## Objective:
Without including the pictures, copy out every line below.

# Start of Data lines

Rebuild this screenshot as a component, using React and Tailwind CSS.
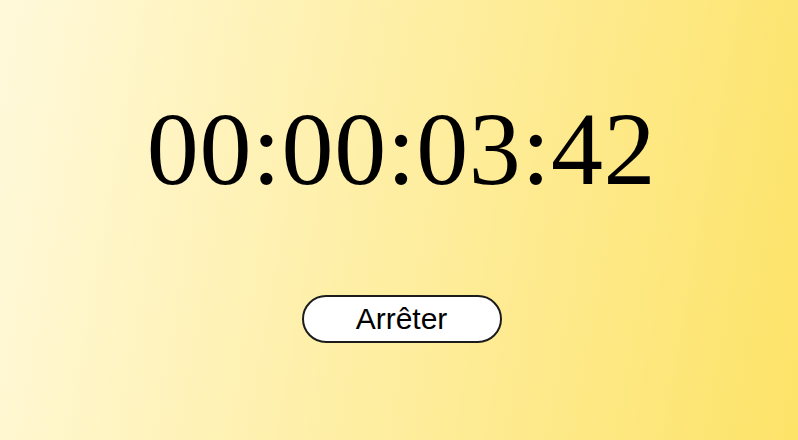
export default function App() {
  return (
    <div className="w-[798px] h-[440px] flex flex-col items-center pl-[5px] bg-[linear-gradient(100deg,#fff9db_0%,#fde368_100%)]">
      <div className="mt-[93px] text-[104px] leading-[112px] tracking-[0.6px] text-black font-['Liberation_Serif',serif]">
        00:00:03:42
      </div>
      <button className="mt-[90px] w-[200px] h-[48px] rounded-full border-2 border-[#1c1c1c] bg-white text-[30px] leading-none text-black font-['Liberation_Sans',sans-serif]">
        Arrêter
      </button>
    </div>
  );
}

# End of Data lines

## Task response:
Rebuild this screenshot as a component, using React and Tailwind CSS.
export default function App() {
  return (
    <div className="w-[798px] h-[440px] flex flex-col items-center pl-[5px] bg-[linear-gradient(100deg,#fff9db_0%,#fde368_100%)]">
      <div className="mt-[93px] text-[104px] leading-[112px] tracking-[0.6px] text-black font-['Liberation_Serif',serif]">
        00:00:03:42
      </div>
      <button className="mt-[90px] w-[200px] h-[48px] rounded-full border-2 border-[#1c1c1c] bg-white text-[30px] leading-none text-black font-['Liberation_Sans',sans-serif]">
        Arrêter
      </button>
    </div>
  );
}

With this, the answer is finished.